When it played even better than I'd expected it would. On a script, you see
the scene and you think, "Well, I think it'll work," but you never really
*know*, and like everybody else in the business, I've been fooled...something
that looks like gold on the page turns into a dog when it hits the stage or the
editing room, and something you thought wouldn't work ends up being massively
cool.

Severed Dreams, the scenes where Sheridan makes his decision on hearing that
troops are coming in...and Delenn's timely arrivel...I knew they'd be good, but
I had no idea the real effect they'd have until I saw 'em in the editing room.
Same with the Sheridan takedown in Face of the Enemy.

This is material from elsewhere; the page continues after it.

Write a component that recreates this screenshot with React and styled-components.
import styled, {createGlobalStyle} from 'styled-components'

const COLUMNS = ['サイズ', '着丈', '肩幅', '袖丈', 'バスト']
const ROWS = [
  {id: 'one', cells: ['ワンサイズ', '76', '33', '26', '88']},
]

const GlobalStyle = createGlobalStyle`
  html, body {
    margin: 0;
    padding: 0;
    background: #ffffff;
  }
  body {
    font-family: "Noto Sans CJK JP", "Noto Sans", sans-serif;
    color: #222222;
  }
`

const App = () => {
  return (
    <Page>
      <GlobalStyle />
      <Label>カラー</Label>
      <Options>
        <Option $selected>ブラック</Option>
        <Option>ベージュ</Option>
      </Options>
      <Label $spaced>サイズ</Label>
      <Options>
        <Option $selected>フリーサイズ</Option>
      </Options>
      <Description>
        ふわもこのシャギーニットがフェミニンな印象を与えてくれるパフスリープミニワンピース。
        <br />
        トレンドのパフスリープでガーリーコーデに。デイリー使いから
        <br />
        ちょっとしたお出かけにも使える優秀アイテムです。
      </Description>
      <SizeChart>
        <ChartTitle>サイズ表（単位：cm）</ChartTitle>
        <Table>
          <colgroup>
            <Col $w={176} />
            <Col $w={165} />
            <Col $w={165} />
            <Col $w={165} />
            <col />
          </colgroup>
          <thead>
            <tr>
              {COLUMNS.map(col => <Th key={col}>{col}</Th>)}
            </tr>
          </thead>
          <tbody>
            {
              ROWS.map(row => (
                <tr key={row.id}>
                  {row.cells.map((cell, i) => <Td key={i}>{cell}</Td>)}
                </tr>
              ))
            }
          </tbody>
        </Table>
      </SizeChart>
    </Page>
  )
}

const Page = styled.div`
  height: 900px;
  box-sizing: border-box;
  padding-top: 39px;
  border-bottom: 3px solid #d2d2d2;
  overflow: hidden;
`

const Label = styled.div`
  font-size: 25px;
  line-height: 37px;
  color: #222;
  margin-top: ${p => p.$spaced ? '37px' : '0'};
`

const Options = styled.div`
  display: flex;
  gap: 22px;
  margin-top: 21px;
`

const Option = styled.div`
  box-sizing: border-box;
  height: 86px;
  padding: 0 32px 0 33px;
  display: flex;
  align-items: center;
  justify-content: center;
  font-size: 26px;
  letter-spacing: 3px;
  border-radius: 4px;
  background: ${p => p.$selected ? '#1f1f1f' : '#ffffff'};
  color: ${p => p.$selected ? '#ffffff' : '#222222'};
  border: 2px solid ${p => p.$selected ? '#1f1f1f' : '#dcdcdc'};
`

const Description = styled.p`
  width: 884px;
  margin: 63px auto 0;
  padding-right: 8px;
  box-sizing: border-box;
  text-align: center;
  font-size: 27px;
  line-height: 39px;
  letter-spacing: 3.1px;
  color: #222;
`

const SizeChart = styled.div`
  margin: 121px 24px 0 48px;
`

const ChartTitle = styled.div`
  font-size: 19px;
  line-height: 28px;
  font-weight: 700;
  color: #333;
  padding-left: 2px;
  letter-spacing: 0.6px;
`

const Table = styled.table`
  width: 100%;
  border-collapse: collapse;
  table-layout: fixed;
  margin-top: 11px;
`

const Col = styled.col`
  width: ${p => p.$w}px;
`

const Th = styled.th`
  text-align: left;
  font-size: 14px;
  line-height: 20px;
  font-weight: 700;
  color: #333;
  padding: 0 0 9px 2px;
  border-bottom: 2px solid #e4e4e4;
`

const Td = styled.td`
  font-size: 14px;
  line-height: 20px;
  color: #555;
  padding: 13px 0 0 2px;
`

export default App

Probaby the biggest example, though, is Sleeping in Light. I knew that the
last scene(s) would be effective from the script and the edit...but when we
laid in Chris Franke's score, even before we had the EFX done, I began to
realize that this was going to be a *crusher*. We didn't have the final EFX in
until late 5th season -- I didn't want to finish it and give anybody a chance
to accidentally run it early -- and when they were dropped in...it ruined me
when I watched it straight through for the first time.